Rabbi Marc Rubenstein, Special to Valley News
When I was in rabbinical school, one of my teachers told us a story about how he learned how to study Talmud. My teacher and his classmates were instructed to spend the week studying a small section of Talmud. When the week was up, they returned to class to explain what they had learned.
My teacher began to speak and said maybe a sentence or two when he was cut off by his very stern teacher, rebuking them by exclaiming, “You’re not smelling the sugya (passage) right.”
He kicked them and told them not to come back until they smelled the sugya correctly.
This story always amused me, and I have been thinking about it this week as we prepare to read this week’s Torah portion.
Much is made in the text of the spies and their roles in the Jews’ relationship to God. In temple times, priests would help other Jews offer their sacrifices, and the smell of the sacrifices would rise up to the heavens and this smell would be pleasing to God, according to Leviticus 1:9.
The Sfas Emes taught that it was one of the priests’ essential functions – to help offer up the pleasing odors of our essence – and that by doing so, they brought other Jews closer to God. When you know how someone else smells, when you know someone that well, that is when you can have a real impact on their lives.
Think about the people in your life who you have hugged tightly – the smell of your loved ones’ hair, their skin, their perfume, their aftershave, etc. When you are intimate enough with someone to smell them, the relationship is more intimate and what you can offer each other becomes greater. The same is true for us and God. When God can smell us, when we are hugged tight to Hashem, we can begin to be enlivened by the divine blessings.
This idea is ultimately what I believe my teacher’s teacher was trying to convey. When you finally get close enough to the text to smell it, its meanings and blessings will become more meaningful to you. The spies in this week’s passage didn’t smell the odor of God. They did just the opposite and didn’t want to enter the promised land. Joshua and Caleb disagreed. They smelled the fragrance and led the people over the river Jordan to the promised land.
In the last few months, we have been detached from each other; most of us living alone in our homes. How do we give each other our deepest blessings when we can’t get close to each other, when we can’t smell each other?

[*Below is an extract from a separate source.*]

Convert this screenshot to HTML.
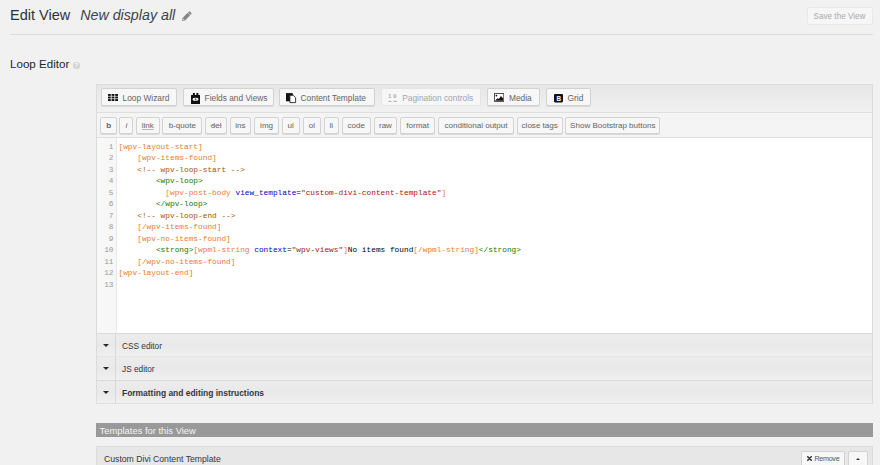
<!DOCTYPE html>
<html><head><meta charset="utf-8">
<style>
*{box-sizing:border-box;margin:0;padding:0}
html,body{width:880px;height:465px;overflow:hidden;background:#f1f1f1;font-family:"Liberation Sans",sans-serif;color:#23282d}
.a{position:absolute}
#title{left:10px;top:4px;font-size:14.5px;line-height:22px;color:#2c3338;white-space:nowrap}
#title i{font-size:14.25px;margin-left:10px;color:#3c434a}
#hr{left:10px;top:34px;width:863px;height:1px;background:#dcdcdc}
#save{left:806.5px;top:7px;width:66px;height:17.5px;border:1px solid #e8e8e8;background:#f6f6f6;border-radius:2px;font-size:8.15px;color:#a7aaad;text-align:center;line-height:18.2px}
#le{left:10px;top:56.9px;font-size:11.6px;line-height:14px;color:#23282d}
#help{left:73px;top:61.6px;width:7px;height:7px;border-radius:50%;background:#d3d3d3;color:#fff;font-size:5.5px;line-height:7px;text-align:center;font-weight:bold}
#box{left:96px;top:84px;width:777px;height:320px;border:1px solid #dcdcdc;border-bottom-color:#e0e0e0;background:#fff}
#tb1{left:0;top:0;width:775px;height:28px;background:linear-gradient(#e6e6e6,#f1f1f1);border-bottom:1px solid #dedede}
#tb2{left:0;top:28px;width:775px;height:25px;background:#f4f4f4;border-bottom:1px solid #dedede}
.btn{position:absolute;border:1px solid #d2d2d2;background:#f7f7f7;border-radius:2px;box-shadow:0 1px 0 #dadada;color:#646464;white-space:nowrap}
.b1{top:3.3px;height:17.5px;font-size:8.35px}
.b1 .t1{position:absolute;left:20.6px;top:4px;line-height:10px}
.b1 .ic{position:absolute}
.dis{border-color:#e5e5e5;box-shadow:none;color:#a0a5aa}
.b2{top:3.5px;height:17.2px;font-size:8.05px;line-height:16.6px;text-align:center}
.b2 u{text-decoration:underline;text-decoration-color:#b5b5b5}
.b2 s{text-decoration:line-through;text-decoration-color:#a0a0a0}
.b2 b{font-weight:bold}
#code{left:0;top:53px;width:775px;height:195px;background:#fff;overflow:hidden}
#gut{left:0;top:0;width:20px;height:195px;background:#f7f7f7;border-right:1px solid #e8e8e8}
.ln{position:absolute;left:0;width:16.5px;text-align:right;font-family:"Liberation Mono",monospace;font-size:7.77px;color:#999;line-height:11.49px}
.cl{position:absolute;left:21.5px;font-family:"Liberation Mono",monospace;font-size:7.8px;line-height:11.49px;white-space:pre;color:#000}
.sc{color:#ec7a30}.cm{color:#a50}.tg{color:#170}.at{color:#00c}.st{color:#a11}
.row{position:absolute;left:0;width:775px;background:linear-gradient(#ececec,#e9e9e9 50%,#f0f0f0);border-top:1px solid #dadada}
.r2{border-top-color:#e5e5e5}
.row .arr{position:absolute;left:0;top:0;width:19px;height:100%;border-right:1px solid #d8d8d8}
.row .tri{position:absolute;left:5.5px;top:9.8px;width:0;height:0;border-left:3.6px solid transparent;border-right:3.6px solid transparent;border-top:3.9px solid #23282d}
.row .t{position:absolute;left:25px;top:7px;line-height:12px;font-size:8.27px;color:#32373c;white-space:nowrap}
#thead{left:96px;top:423px;width:777px;height:14px;background:#999;color:#f4f4f4;font-size:9.4px;line-height:15.2px;padding-left:3.6px}
#tbox{left:96px;top:446px;width:777px;height:30px;border:1px solid #dcdcdc;background:#e7e7e7}
#tname{left:7px;top:6.2px;font-size:8.67px;line-height:12px;color:#32373c;white-space:nowrap}
#rm{left:703.8px;top:3.8px;width:44.2px;height:20px;font-size:7.2px;letter-spacing:-0.3px;color:#555;line-height:14px}
#rm .x{position:absolute;left:5.2px;top:4.2px}
#rm .rt{position:absolute;left:12.6px;top:0}
#up{left:750.8px;top:3.8px;width:20.2px;height:20px}
.utri{position:absolute;left:6.8px;top:6.2px;width:0;height:0;border-left:2.6px solid transparent;border-right:2.6px solid transparent;border-bottom:2.9px solid #333}

.r3 .t{top:6px}
.r3 .t b{font-size:8.45px}

</style></head><body>
<div class="a" id="title">Edit View<i>New display all</i></div>
<svg class="a" style="left:180.8px;top:10.5px" width="11.5" height="10.5" viewBox="0 0 11.5 10.5"><g transform="rotate(-45 5.75 5.25)"><rect x="1.6" y="3.5" width="7.2" height="3.5" fill="#858585"/><path d="M1.6 3.5 L-1 5.25 L1.6 7 Z" fill="#858585"/><path d="M1.3 4.5 L0 5.25 L1.3 6 Z" fill="#e8e8e8"/><rect x="9.3" y="3.5" width="2" height="3.5" rx="0.6" fill="#858585"/></g></svg>
<div class="a" id="hr"></div>
<div class="a" id="save">Save the View</div>
<div class="a" id="le">Loop Editor</div>
<div class="a" id="help">?</div>
<div class="a" id="box">
 <div class="a" id="tb1">
<div class="btn b1" style="left:4px;width:76.0px"><svg class="ic" style="left:5.7px;top:5.0px" width="10" height="7" viewBox="0 0 10 7"><g fill="#111"><rect x="0" y="0" width="2.8" height="1.9"/><rect x="3.6" y="0" width="2.8" height="1.9"/><rect x="7.2" y="0" width="2.8" height="1.9"/><rect x="0" y="2.55" width="2.8" height="1.9"/><rect x="3.6" y="2.55" width="2.8" height="1.9"/><rect x="7.2" y="2.55" width="2.8" height="1.9"/><rect x="0" y="5.1" width="2.8" height="1.9"/><rect x="3.6" y="5.1" width="2.8" height="1.9"/><rect x="7.2" y="5.1" width="2.8" height="1.9"/></g></svg><span class="t1">Loop Wizard</span></div>
<div class="btn b1" style="left:86px;width:91.0px"><svg class="ic" style="left:7px;top:3.6px" width="9.2" height="11.3" viewBox="0 0 9.2 11.3"><rect x="0" y="1.9" width="9.2" height="9.4" rx="0.4" fill="#111"/><rect x="1.9" y="0" width="2" height="2.6" fill="#111"/><rect x="5.4" y="0" width="2" height="2.6" fill="#111"/><ellipse cx="4.6" cy="6.2" rx="3" ry="1.5" fill="#fff"/><circle cx="4.6" cy="6.2" r="0.9" fill="#555"/></svg><span class="t1">Fields and Views</span></div>
<div class="btn b1" style="left:182px;width:96.2px"><svg class="ic" style="left:6px;top:3.8px" width="11" height="11" viewBox="0 0 11 11"><rect x="0" y="0.1" width="6.8" height="8.2" fill="#111"/><path d="M3.9 2.3 H7.2 L9.6 4.7 V9.6 H3.9 Z" fill="#fff" stroke="#222" stroke-width="0.9"/></svg><span class="t1">Content Template</span></div>
<div class="btn b1 dis" style="left:283.6px;width:100.9px"><svg class="ic" style="left:6px;top:3.5px" width="9.5" height="9.5" viewBox="0 0 9.5 9.5"><text x="0" y="4.8" font-family="Liberation Sans" font-weight="bold" font-size="6.2" fill="#b0b0b0">1</text><text x="5" y="4.8" font-family="Liberation Sans" font-weight="bold" font-size="6.2" fill="#b0b0b0">9</text><path d="M1 8.5 H3.6 M5.4 8.5 H8.2" stroke="#b0b0b0" stroke-width="0.9"/><path d="M0 8.5 L1.7 7.3 V9.5 Z M9.2 8.5 L7.5 7.3 V9.5 Z" fill="#b0b0b0"/></svg><span class="t1">Pagination controls</span></div>
<div class="btn b1" style="left:390.4px;width:53.1px"><svg class="ic" style="left:5.6px;top:4.1px" width="10.2" height="8.9" viewBox="0 0 10.2 8.9"><rect x="0.45" y="0.45" width="9.3" height="8" fill="#fff" stroke="#444" stroke-width="0.9"/><circle cx="2.4" cy="2.6" r="0.9" fill="#111"/><path d="M1 7.7 L3.5 5.2 L4.8 6 L7 3.1 L9.2 5.6 V7.7 Z" fill="#111"/></svg><span class="t1">Media</span></div>
<div class="btn b1" style="left:449px;width:45.0px"><svg class="ic" style="left:7.2px;top:4.9px" width="9" height="8.4" viewBox="0 0 9 8.4"><rect x="0" y="0" width="9" height="8.4" rx="1.1" fill="#111"/><text x="2.4" y="6.6" font-family="Liberation Sans" font-weight="bold" font-size="6.4" fill="#fff">B</text></svg><span class="t1">Grid</span></div>
 </div>
 <div class="a" id="tb2">
<div class="btn b2" style="left:3.4px;width:16.4px"><b>b</b></div>
<div class="btn b2" style="left:22.4px;width:14.0px"><i>i</i></div>
<div class="btn b2" style="left:39px;width:23.6px"><u>link</u></div>
<div class="btn b2" style="left:65.4px;width:39.9px">b-quote</div>
<div class="btn b2" style="left:108.4px;width:21.7px"><s>del</s></div>
<div class="btn b2" style="left:132.8px;width:21.3px">ins</div>
<div class="btn b2" style="left:157px;width:25.2px">img</div>
<div class="btn b2" style="left:184.5px;width:18.3px">ul</div>
<div class="btn b2" style="left:205.6px;width:18.4px">ol</div>
<div class="btn b2" style="left:226.6px;width:15.5px">li</div>
<div class="btn b2" style="left:245px;width:28.6px">code</div>
<div class="btn b2" style="left:276.7px;width:23.5px">raw</div>
<div class="btn b2" style="left:303.3px;width:34.7px">format</div>
<div class="btn b2" style="left:341px;width:76.0px">conditional output</div>
<div class="btn b2" style="left:419.8px;width:45.8px">close tags</div>
<div class="btn b2" style="left:468.4px;width:94.8px">Show Bootstrap buttons</div>
 </div>
 <div class="a" id="code">
  <div class="a" id="gut"></div>
<div class="ln" style="top:3.80px">1</div>
<div class="ln" style="top:15.29px">2</div>
<div class="ln" style="top:26.78px">3</div>
<div class="ln" style="top:38.27px">4</div>
<div class="ln" style="top:49.76px">5</div>
<div class="ln" style="top:61.25px">6</div>
<div class="ln" style="top:72.74px">7</div>
<div class="ln" style="top:84.23px">8</div>
<div class="ln" style="top:95.72px">9</div>
<div class="ln" style="top:107.21px">10</div>
<div class="ln" style="top:118.70px">11</div>
<div class="ln" style="top:130.19px">12</div>
<div class="ln" style="top:141.68px">13</div>
<div class="cl" style="top:3.80px"><span class="sc">[wpv-layout-start]</span></div>
<div class="cl" style="top:15.29px">    <span class="sc">[wpv-items-found]</span></div>
<div class="cl" style="top:26.78px">    <span class="cm">&lt;!-- wpv-loop-start --&gt;</span></div>
<div class="cl" style="top:38.27px">        <span class="tg">&lt;wpv-loop&gt;</span></div>
<div class="cl" style="top:49.76px">          <span class="sc">[wpv-post-body</span> <span class="at">view_template</span>=<span class="st">"custom-divi-content-template"</span><span class="sc">]</span></div>
<div class="cl" style="top:61.25px">        <span class="tg">&lt;/wpv-loop&gt;</span></div>
<div class="cl" style="top:72.74px">    <span class="cm">&lt;!-- wpv-loop-end --&gt;</span></div>
<div class="cl" style="top:84.23px">    <span class="sc">[/wpv-items-found]</span></div>
<div class="cl" style="top:95.72px">    <span class="sc">[wpv-no-items-found]</span></div>
<div class="cl" style="top:107.21px">        <span class="tg">&lt;strong&gt;</span><span class="sc">[wpml-string</span> <span class="at">context</span>=<span class="st">"wpv-views"</span><span class="sc">]</span>No items found<span class="sc">[/wpml-string]</span><span class="tg">&lt;/strong&gt;</span></div>
<div class="cl" style="top:118.70px">    <span class="sc">[/wpv-no-items-found]</span></div>
<div class="cl" style="top:130.19px"><span class="sc">[wpv-layout-end]</span></div>
<div class="cl" style="top:141.68px"></div>
 </div>
 <div class="row" style="top:248px;height:23px"><div class="arr"></div><div class="tri"></div><div class="t">CSS editor</div></div>
 <div class="row r2" style="top:271px;height:24px"><div class="arr"></div><div class="tri"></div><div class="t">JS editor</div></div>
 <div class="row r3" style="top:295px;height:23px"><div class="arr"></div><div class="tri"></div><div class="t"><b>Formatting and editing instructions</b></div></div>
</div>
<div class="a" id="thead">Templates for this View</div>
<div class="a" id="tbox"><div class="a" id="tname">Custom Divi Content Template</div>
<div class="btn" id="rm"><svg class="x" width="5" height="5" viewBox="0 0 5 5"><path d="M0.8 0.8 L4.2 4.2 M4.2 0.8 L0.8 4.2" stroke="#333" stroke-width="1.5" stroke-linecap="square"/></svg><span class="rt">Remove</span></div>
<div class="btn" id="up"><div class="utri"></div></div>
</div>
</body></html>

The priestly blessing, which we receive in the synagogue, is often referred to as the lifting of the hands. The Sfas Emes elsewhere explains that the job of the rabbis is to raise their hands up and pull the divine flow down from the heavens. He said that before the error of the golden calf, we used to stand tall. And from that moment on, every time we err, our spiritual posture becomes more bent.
Yet through our desire to reattach ourselves to the source of all, we can slowly straighten up again. It is the hopeful message of the priests and their hands. While we may be low and feel like we have fallen, we know that we have the ability to get up again.
And that day when we will return to each other, hug each other, smell each other and learn from each other, that will be a holy day indeed. A day full of life. I cannot wait until our country is whole again. June 14 was flag day. We are all Americans. The word community is two words, “common unity.” America should be united with all states receiving God’s blessing.